Biological organisms use capsules to contain and transport liquid: Red blood cells, fish eggs, and various mammal organs all fit the model of a liquid enclosed in a thin elastic shell. Those examples, along with human-designed capsules used for drug delivery and emulsifying agents, need to withstand trauma. Despite capsules’ importance and ubiquity, how they burst on impact has rarely been examined in the physics literature. Now, using air cannons and high-speed photography, Pierre-Thomas Brun and his colleagues at Princeton University have established the physical rules that govern capsule impact. They find that they can predict the extent to which a capsule shell deforms before bursting and that the value depends on liquid viscosity and shell elasticity.
Brun and his colleagues started with the simple example of a water balloon. Besides buying commercial balloons, the researchers fabricated elastic shells with different shear moduli and used a syringe to fill them with liquids of different viscosities, ranging from water to honey. Then they dropped the capsules from various heights or launched them upward toward a flat surface and recorded the impact with a video camera operating at up to 20 000 frames per second. After impact, the part of the capsule in contact with the surface flattened and spread outward like a pancake, while the rest retained its round shape and continued toward the surface until it joined the outward flow. The capsule then elongated vertically and bounced back, as shown in the figure. In a series of experimental runs, the researchers measured the radial deformation for different elasticities, viscosities, and impact velocities. From those measurements, they derived a model based on the balance between capsule kinetic energy, shell elastic energy, and liquid viscous dissipation. The model predicted both the deformation of the elastic capsules and the bursting point for the water balloons.
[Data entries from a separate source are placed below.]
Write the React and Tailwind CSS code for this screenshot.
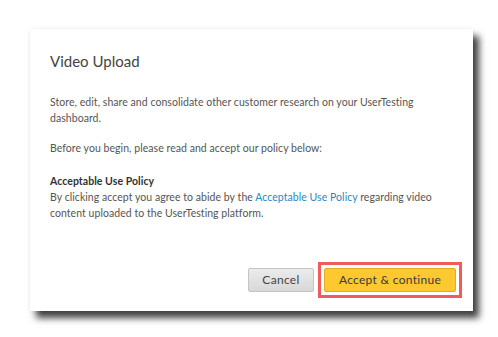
export default function App() {
  return (
    <div className="w-[498px] h-[337px] bg-white pt-[29px] pl-[30px] font-['Lato',sans-serif]">
      <div className="w-[443px] h-[282px] bg-white shadow-[6px_7px_7px_rgba(0,0,0,0.75),0_0_4px_rgba(0,0,0,0.08)] pl-[20px] pr-[11px] pt-[22px] flex flex-col text-[#555] text-[10.5px] leading-[16px] tracking-[0.05px]">
        <h1 className="text-[15px] leading-[20px] text-[#444] tracking-normal">Video Upload</h1>
        <p className="mt-[23px] pr-[20px]">
          Store, edit, share and consolidate other customer research on your UserTesting dashboard.
        </p>
        <p className="mt-[14px]">Before you begin, please read and accept our policy below:</p>
        <p className="mt-[17px] font-bold text-[#333]">Acceptable Use Policy</p>
        <p className="pr-[20px]">
          By clicking accept you agree to abide by the{" "}
          <span className="text-[#2b87c4]">Acceptable Use Policy</span> regarding video content uploaded to the UserTesting platform.
        </p>
        <div className="mt-auto mb-[13px] flex items-center justify-end gap-[4px]">
          <button className="w-[66px] h-[24px] rounded-[2px] border border-[#c4c4c4] bg-gradient-to-b from-[#ececec] to-[#d8d8d8] text-[#444] text-[12px] tracking-[0.3px]">
            Cancel
          </button>
          <div className="border-[3px] border-[#f25b5e] p-[3px]">
            <button className="w-[132px] h-[24px] rounded-[2px] border border-[#e0ae1c] bg-[#fdc830] text-[#3a3a3a] text-[12px] tracking-[0.3px]">
              Accept &amp; continue
            </button>
          </div>
        </div>
      </div>
    </div>
  );
}
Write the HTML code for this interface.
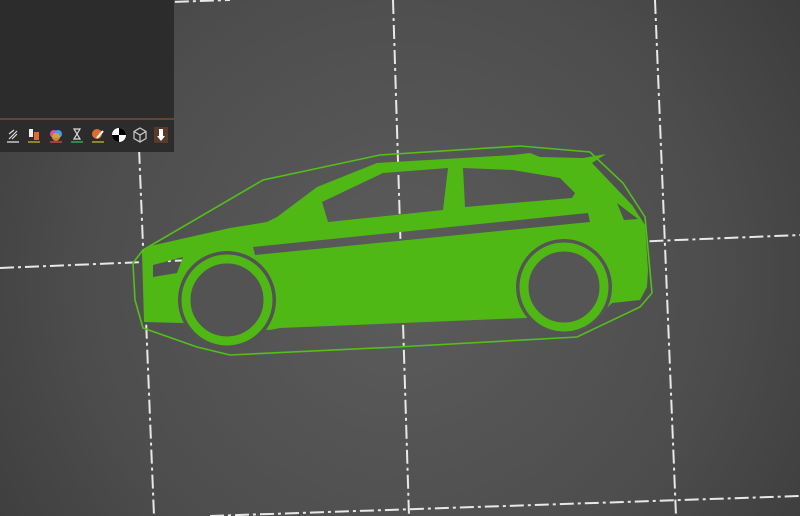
<!DOCTYPE html>
<html><head><style>
html,body{margin:0;padding:0;width:800px;height:516px;overflow:hidden;background:#4a4a4a}
svg{display:block}
</style></head><body>
<svg width="800" height="516" viewBox="0 0 800 516" xmlns="http://www.w3.org/2000/svg">
<defs>
<radialGradient id="bg" cx="400" cy="280" r="520" gradientUnits="userSpaceOnUse">
<stop offset="0" stop-color="#5c5c5c"/><stop offset="0.6" stop-color="#4d4d4d"/><stop offset="1" stop-color="#3a3a3a"/>
</radialGradient>
</defs>
<rect width="800" height="516" fill="url(#bg)"/>
<g stroke="#e8e8e8" stroke-width="2" fill="none" stroke-dasharray="14 4 3 4">
<line x1="133" y1="0" x2="154" y2="516"/>
<line x1="393" y1="0" x2="409" y2="516"/>
<line x1="655" y1="0" x2="676" y2="516"/>
<line x1="0" y1="268" x2="800" y2="235"/>
<line x1="0" y1="8" x2="230" y2="0"/>
<line x1="210" y1="516" x2="800" y2="496"/>
</g>
<path d="M135,300 L133,263 L143,250 L263,180 L380,155 L520,146 L590,152 L623,183 L645,217 L652,293 L640,307 L577,337 L397,347 L230,355 L197,347 L143,328 Z" fill="none" stroke="#52c018" stroke-width="1.6"/>
<path fill="#50b814" fill-rule="evenodd" d="
M144,322 L142,252 L150,246 L230,228 L267,222 L277,217 L317,187 L377,163 L513,155 L530,153 L540,157 L583,158 L606,154 L592,163 L612,184 L632,205 L645,225 L648,270 L647,287 L640,300 L612,303 L600,315 L525,318 L280,328 L270,330 L182,323 Z
M322,202 L328,222 L443,210 L448,168 L383,173 Z
M463,168 L465,207 L572,198 L575,193 L560,178 L513,170 Z
M253,247 L255,255 L590,222 L588,213 Z
M153,265 L183,257 L177,273 L153,277 Z
M617,203 L638,219 L624,220 Z"/>
<circle cx="227" cy="300" r="49" fill="#535353"/>
<circle cx="564" cy="287" r="48" fill="#555555"/>
<circle cx="227" cy="300" r="41" fill="none" stroke="#50b814" stroke-width="9"/>
<circle cx="564" cy="287" r="40" fill="none" stroke="#50b814" stroke-width="9"/>
<rect x="0" y="0" width="174" height="152" fill="#2c2c2c"/>
<line x1="0" y1="119" x2="174" y2="119" stroke="#a0583a" stroke-width="1"/>
<g stroke-width="1.2">
<g transform="translate(13,135)"><path d="M-4,4 L4,-4 M-4,-1 L1,-5 M-1,4 L4,-1" stroke="#ddd" fill="none"/><line x1="-6" y1="7" x2="6" y2="7" stroke="#eee"/></g>
<g transform="translate(34,135)"><rect x="-5" y="-6" width="4" height="8" fill="#eee"/><rect x="0" y="-3" width="5" height="8" fill="#e0683a"/><line x1="-6" y1="7" x2="6" y2="7" stroke="#c8c040"/></g>
<g transform="translate(56,135)"><circle cx="-2" cy="-1" r="4" fill="#e050a0"/><circle cx="2" cy="-1" r="4" fill="#40a0f0"/><circle cx="0" cy="2" r="4" fill="#f0a020" opacity=".8"/><line x1="-6" y1="7" x2="6" y2="7" stroke="#e05050"/></g>
<g transform="translate(77,135)"><path d="M-3,-6 H3 L-3,4 H3 Z" stroke="#ddd" fill="none"/><line x1="-6" y1="7" x2="6" y2="7" stroke="#40c060"/></g>
<g transform="translate(98,135)"><circle cx="-1" cy="-1" r="5" fill="#e06a30"/><path d="M-1,3 L5,-4" stroke="#fff" stroke-width="2"/><line x1="-6" y1="7" x2="6" y2="7" stroke="#d0c030"/></g>
<g transform="translate(119,135)"><circle r="7" fill="#fff"/><path d="M0,-7 A7,7 0 0 1 7,0 L0,0 Z M0,7 A7,7 0 0 1 -7,0 L0,0 Z" fill="#000"/></g>
<g transform="translate(140,135)"><path d="M0,-7 L6,-3.5 V3.5 L0,7 L-6,3.5 V-3.5 Z M-6,-3.5 L0,0 L6,-3.5 M0,0 V7" stroke="#ccc" fill="none"/></g>
<g transform="translate(161,135)"><rect x="-7" y="-8" width="14" height="16" fill="#5a3a2a"/><path d="M-2,-6 H2 V1 H4 L0,6 L-4,1 H-2 Z" fill="#fff"/></g>
</g>
</svg>
</body></html>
The researchers observed that the behavior of a capsule mimics that of an unenclosed liquid droplet, with the capsule shell playing the role of droplet surface tension. However, unlike a droplet, the capsule shell bends and stretches to contain the liquid. The quantitative model could help to refine safety guidelines that minimize the risk of an internal organ bursting during car crashes, to design passive firefighting equipment that delivers flame retardant upon rupturing, and to determine flow behavior in microfluidic devices. (E. Jambon-Puillet, T. J. Jones, P.-T. Brun, Nat. Phys., 2020, doi:10.1038/s41567-020-0832-x.)